How These Cards Affect Credit Utilization
Credit utilization — the percentage of your available credit you're using — is one of the most heavily weighted factors in your credit score. Typically, it's calculated as your balance divided by your credit limit.
Here's where cards without limits get complicated:
- Charge cards often aren't factored into your utilization ratio the same way revolving cards are, because there's no set limit to measure against. Some scoring models exclude them entirely from the utilization calculation.
- NPSL credit cards may or may not report a credit limit to the bureaus. When no limit is reported, bureaus sometimes use your highest balance ever charged as a proxy — which can make your utilization appear artificially high.
This is an important variable. Someone building credit needs to understand that a card marketed as "limitless" might still affect their utilization ratio in ways that aren't immediately obvious.
🔍 What Issuers Actually Look at Before Approving These Cards
Cards without preset limits tend to appeal to people with stronger credit profiles, but the approval variables go well beyond just a score:
- Credit history length — A longer, consistent track record signals lower risk
- Income and cash flow — Issuers use this to gauge how much spending power to extend
- Payment history — Especially critical for charge cards, since full monthly payment is required
- Existing debt obligations — Your debt-to-income ratio matters even if it isn't directly in your credit score
- Recent inquiries and new accounts — Too many recent applications can flag instability
Issuers that offer NPSL cards are essentially betting on your continued reliability, not just your current score. They reserve the right to deny a transaction even without a fixed limit — the "no limit" promise is conditional.
Can These Cards Help You Build Credit?
They can — but with caveats that depend entirely on your current profile.
For someone just starting out, a card without a preset limit is typically not a realistic starting point. These products usually require demonstrated credit history. The more common credit-building path involves secured cards or starter unsecured cards with modest fixed limits.
For someone with an established profile, an NPSL card or charge card can be a useful tool — particularly if the card reports on-time payments to all three bureaus, which contributes positively to payment history, the single largest factor in most scoring models.
The credit-building value of these cards ultimately depends on:
- Whether the issuer reports to all three major credit bureaus
- How the card's balance and limit (or lack thereof) is reported
- Whether you're using the card consistently and paying responsibly
⚠️ The Misconception That Trips People Up
Many people assume that no limit means no risk of overextending. That's not accurate. Even on NPSL cards, issuers can decline transactions, reduce your spending power after a large purchase, or flag your account for review if your spending pattern changes dramatically. And if you're carrying a balance on an NPSL credit card, interest still accrues — often at rates that can compound quickly.
The "limitless" framing is really about flexibility, not freedom from financial consequences.

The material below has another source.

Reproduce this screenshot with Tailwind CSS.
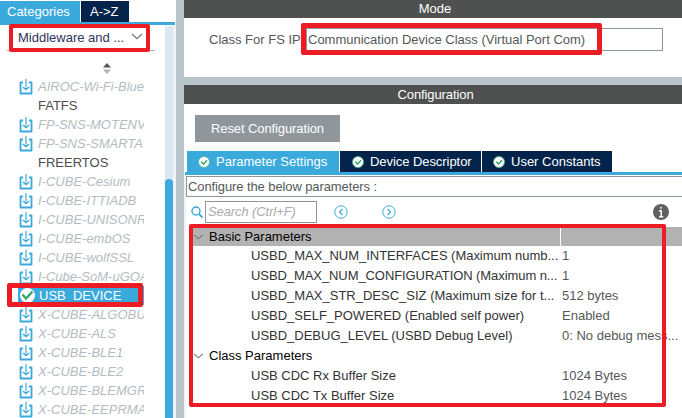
<!DOCTYPE html>
<html lang="en">
<head>
<meta charset="utf-8">
<title>USB_DEVICE Mode and Configuration</title>
<script src="https://cdn.jsdelivr.net/npm/@tailwindcss/browser@4"></script>
</head>
<body class="relative flex h-[418px] w-[682px] overflow-hidden bg-white font-['Liberation_Sans',Arial,sans-serif] text-[13px] leading-5 text-[#55585a]">
<svg class="hidden">
  <symbol id="pack" viewBox="0 0 14 16"><path d="M4 3.500H1.500V14.500H12.500V3.500H10" fill="none" stroke="#3aa9dc" stroke-width="1.800" stroke-linejoin="round"/><path d="M7 0V8" stroke="#62bbe3" stroke-width="1.500"/><path d="M3.500 7.500L7 9L10.500 7.500V8.500L7 11.500L3.500 8.500Z" fill="#3aa9dc"/></symbol>
  <symbol id="ok" viewBox="0 0 12 12"><circle cx="6" cy="6" r="5.500" fill="#fff" stroke="#54b588" stroke-width=".8"/><path d="M3.200 5.800L5.500 8L9 4.200" fill="none" stroke="#359c63" stroke-width="1.400"/></symbol>
  <symbol id="chev" viewBox="0 0 12 7"><path d="M1 1L6 5.700L11 1" fill="none" stroke="#777" stroke-width="1.200"/></symbol>
</svg>

<aside class="flex w-[176px] shrink-0 flex-col">
  <nav class="flex h-[25px] w-[175px] gap-px border-b-[3px] border-[#3aa9dc] pt-px text-white">
    <div class="flex w-20 items-center bg-[#3aa9dc] pl-[7px]">Categories</div>
    <div class="flex w-12 items-center bg-[#03234b] pl-[9px]">A-&gt;Z</div>
  </nav>
  <div class="flex h-[393px]">
    <div class="w-[165px] overflow-hidden">
      <div class="ml-[7px] flex h-[26px] w-[148px] items-center justify-between border-b border-[#a9b0b5] pt-px pr-3 pl-[11px] text-[#30345c]">Middleware and ...<svg class="-mt-[3px] h-[7px] w-3"><use href="#chev"/></svg></div>
      <svg class="mt-3 ml-[102px] h-[11px] w-[10px]" viewBox="0 0 10 11"><path d="M1 4.500L5 0L9 4.500Z" fill="#555"/><path d="M1 6.500H9L5 11Z" fill="#b5b5b5"/></svg>
      <ul class="mt-[3px] w-[144px] overflow-hidden whitespace-nowrap text-[#b3bcc2] italic">
        <li class="flex h-[19px] items-center pl-[19px]"><svg class="mr-[5px] h-4 w-[14px] shrink-0"><use href="#pack"/></svg>AIROC-Wi-Fi-Blue</li>
        <li class="flex h-[19px] items-center pl-[38px] text-[#4c4c4c] not-italic">FATFS</li>
        <li class="flex h-[19px] items-center pl-[19px]"><svg class="mr-[5px] h-4 w-[14px] shrink-0"><use href="#pack"/></svg>FP-SNS-MOTENV</li>
        <li class="flex h-[19px] items-center pl-[19px]"><svg class="mr-[5px] h-4 w-[14px] shrink-0"><use href="#pack"/></svg>FP-SNS-SMARTA</li>
        <li class="flex h-[19px] items-center pl-[38px] text-[#4c4c4c] not-italic">FREERTOS</li>
        <li class="flex h-[19px] items-center pl-[19px]"><svg class="mr-[5px] h-4 w-[14px] shrink-0"><use href="#pack"/></svg>I-CUBE-Cesium</li>
        <li class="flex h-[19px] items-center pl-[19px]"><svg class="mr-[5px] h-4 w-[14px] shrink-0"><use href="#pack"/></svg>I-CUBE-ITTIADB</li>
        <li class="flex h-[19px] items-center pl-[19px]"><svg class="mr-[5px] h-4 w-[14px] shrink-0"><use href="#pack"/></svg>I-CUBE-UNISONR</li>
        <li class="flex h-[19px] items-center pl-[19px]"><svg class="mr-[5px] h-4 w-[14px] shrink-0"><use href="#pack"/></svg>I-CUBE-embOS</li>
        <li class="flex h-[19px] items-center pl-[19px]"><svg class="mr-[5px] h-4 w-[14px] shrink-0"><use href="#pack"/></svg>I-CUBE-wolfSSL</li>
        <li class="flex h-[19px] items-center pl-[19px]"><svg class="mr-[5px] h-4 w-[14px] shrink-0"><use href="#pack"/></svg>I-Cube-SoM-uGOA</li>
        <li class="ml-[18px] flex h-[19px] items-center bg-[#3aa9dc] pl-[2px] text-white not-italic"><svg class="mr-1 h-[15px] w-[15px] shrink-0" viewBox="0 0 15 15"><circle cx="7.500" cy="7.500" r="7.500" fill="#fff"/><path d="M2.500 6.500L6 10.500L12.500 3.500" fill="none" stroke="#35a465" stroke-width="2.300"/></svg>USB_DEVICE</li>
        <li class="flex h-[19px] items-center pl-[19px]"><svg class="mr-[5px] h-4 w-[14px] shrink-0"><use href="#pack"/></svg>X-CUBE-ALGOBU</li>
        <li class="flex h-[19px] items-center pl-[19px]"><svg class="mr-[5px] h-4 w-[14px] shrink-0"><use href="#pack"/></svg>X-CUBE-ALS</li>
        <li class="flex h-[19px] items-center pl-[19px]"><svg class="mr-[5px] h-4 w-[14px] shrink-0"><use href="#pack"/></svg>X-CUBE-BLE1</li>
        <li class="flex h-[19px] items-center pl-[19px]"><svg class="mr-[5px] h-4 w-[14px] shrink-0"><use href="#pack"/></svg>X-CUBE-BLE2</li>
        <li class="flex h-[19px] items-center pl-[19px]"><svg class="mr-[5px] h-4 w-[14px] shrink-0"><use href="#pack"/></svg>X-CUBE-BLEMGR</li>
        <li class="flex h-[19px] items-center pl-[19px]"><svg class="mr-[5px] h-4 w-[14px] shrink-0"><use href="#pack"/></svg>X-CUBE-EEPRMA</li>
      </ul>
    </div>
    <div class="mt-px w-2 bg-[#d8e8f5] pt-[153px]"><div class="h-[239px] rounded-t-[4px] bg-[#3aa9dc]"></div></div>
    <div class="w-[3px] bg-[#f0f2f4]"></div>
  </div>
</aside>

<div class="w-2 shrink-0 bg-[#b8c4ca]"></div>

<main class="flex w-[498px] flex-col">
  <h2 class="flex h-[18px] items-center justify-center bg-[#4e5150] pl-1 text-white">Mode</h2>
  <section class="flex h-[59px] items-start pt-[10px] pl-[25px]">
    <span class="w-[97px] pt-[2px]">Class For FS IP</span>
    <div class="h-[23px] w-[357px] border border-[#8f969c] pt-px pl-px">Communication Device Class (Virtual Port Com)</div>
  </section>
  <div class="h-2 bg-[#b8c4ca]"></div>
  <h2 class="flex h-[19px] items-center justify-center bg-[#4e5150] pl-[5px] tracking-[-0.1px] text-white">Configuration</h2>
  <section class="flex h-[314px] flex-col pt-[11px]">
    <button class="ml-[11px] flex h-[27px] w-[145px] items-center justify-center bg-[#90979c] tracking-[-0.1px] text-white">Reset Configuration</button>
    <nav class="mt-[9px] ml-px flex h-6 gap-px border-b-[3px] border-[#3aa9dc] pl-[2px] text-white">
      <div class="flex w-[152px] items-center gap-[6px] bg-[#3aa9dc] pl-[11px]"><svg class="h-3 w-3"><use href="#ok"/></svg>Parameter Settings</div>
      <div class="flex w-[141px] items-center gap-[6px] bg-[#03234b] pl-3 tracking-[-0.06px]"><svg class="h-3 w-3"><use href="#ok"/></svg>Device Descriptor</div>
      <div class="flex w-[130px] items-center gap-[6px] bg-[#03234b] pl-[11px]"><svg class="h-3 w-3"><use href="#ok"/></svg>User Constants</div>
    </nav>
    <div class="flex min-h-0 flex-1 flex-col border-l-2 border-[#f0f2f4] pt-px">
      <div class="h-[21px] border border-r-0 border-[#8f969c] pl-px leading-[19px] tracking-[-0.1px]">Configure the below parameters :</div>
      <div class="flex h-[30px] items-center pl-[5px]">
        <svg class="h-3 w-3" viewBox="0 0 12 12"><circle cx="5" cy="5" r="4" fill="none" stroke="#3aa9dc" stroke-width="1.500"/><path d="M8 8L11.500 11.500" stroke="#3aa9dc" stroke-width="1.800"/></svg>
        <div class="ml-[2px] flex h-[22px] w-[112px] items-center border border-[#8f969c] pl-[2px] tracking-[-0.1px] text-[#aaa] italic">Search (Ctrl+F)</div>
        <svg class="ml-[17px] h-[14px] w-[14px]" viewBox="0 0 14 14" fill="none" stroke="#3aa9dc"><circle cx="7" cy="7" r="6.200"/><path d="M8.500 4L5.500 7L8.500 10" stroke-width="1.200"/></svg>
        <svg class="ml-[34px] h-[14px] w-[14px]" viewBox="0 0 14 14" fill="none" stroke="#3aa9dc"><circle cx="7" cy="7" r="6.200"/><path d="M5.500 4L8.500 7L5.500 10" stroke-width="1.200"/></svg>
        <svg class="ml-[257px] h-4 w-4" viewBox="0 0 16 16"><circle cx="8" cy="8" r="8" fill="#606060"/><path d="M8 2.800V4.800M6 6.700H8.200V12.800M6 12.700H10.300" stroke="#fff" stroke-width="1.500" fill="none"/></svg>
      </div>
      <div class="ml-[7px] w-[489px] whitespace-nowrap text-[#333]">
        <div class="grid h-[19px] grid-cols-[367px_1fr] items-center gap-px bg-[#b2b2b2] text-black"><span class="flex items-center gap-[5px]"><svg class="h-[6px] w-[11px]"><use href="#chev"/></svg>Basic Parameters</span><span class="-ml-px h-full border-l border-white"></span></div>
        <div class="grid h-5 grid-cols-[311px_1fr] pl-[58px]"><span class="tracking-[-0.03px]">USBD_MAX_NUM_INTERFACES (Maximum numb...</span><span class="text-[#55585a]">1</span></div>
        <div class="grid h-5 grid-cols-[311px_1fr] pl-[58px]"><span class="tracking-[-0.08px]">USBD_MAX_NUM_CONFIGURATION (Maximum n...</span><span class="text-[#55585a]">1</span></div>
        <div class="grid h-5 grid-cols-[311px_1fr] pl-[58px]"><span>USBD_MAX_STR_DESC_SIZ (Maximum size for t...</span><span class="text-[#55585a]">512 bytes</span></div>
        <div class="grid h-5 grid-cols-[311px_1fr] pl-[58px]"><span>USBD_SELF_POWERED (Enabled self power)</span><span class="text-[#55585a]">Enabled</span></div>
        <div class="grid h-5 grid-cols-[311px_1fr] pl-[58px]"><span class="tracking-[-0.01px]">USBD_DEBUG_LEVEL (USBD Debug Level)</span><span class="text-[#55585a]">0: No debug mess...</span></div>
        <div class="flex h-5 items-center gap-[5px] text-black"><svg class="h-[6px] w-[11px]"><use href="#chev"/></svg>Class Parameters</div>
        <div class="grid h-5 grid-cols-[311px_1fr] pl-[58px]"><span>USB CDC Rx Buffer Size</span><span class="text-[#55585a]">1024 Bytes</span></div>
        <div class="grid h-5 grid-cols-[311px_1fr] pl-[58px]"><span>USB CDC Tx Buffer Size</span><span class="text-[#55585a]">1024 Bytes</span></div>
      </div>
    </div>
  </section>
</main>

<div class="absolute top-[24px] left-[9px] h-[28px] w-[141px] rounded-[2px] border-[4px] border-[#ed1c24]"></div>
<div class="absolute top-[283px] left-[7px] h-[24px] w-[136px] rounded-[2px] border-[5px] border-[#ed1c24]"></div>
<div class="absolute top-[23px] left-[301px] h-[32px] w-[301px] rounded-[2px] border-[5px] border-[#ed1c24]"></div>
<div class="absolute top-[224px] left-[189px] h-[183px] w-[477px] rounded-[2px] border-[4px] border-[#ed1c24]"></div>
</body>
</html>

Different Profiles, Different Outcomes
What a card without a credit limit means for your credit profile varies significantly depending on where you're starting:
- A person with a thin credit file will likely find these cards inaccessible and may not benefit from the utilization mechanics even if approved
- Someone with good to excellent credit and strong income may find the dynamic spending power genuinely useful and experience minimal scoring impact
- A person mid-rebuild after past credit problems may find that the utilization reporting quirks of NPSL cards create unintended score dips
The mechanics are the same for everyone. The outcomes are not. What makes sense for one profile can actively work against another — and that gap between the general concept and your specific situation is where the real decision lives.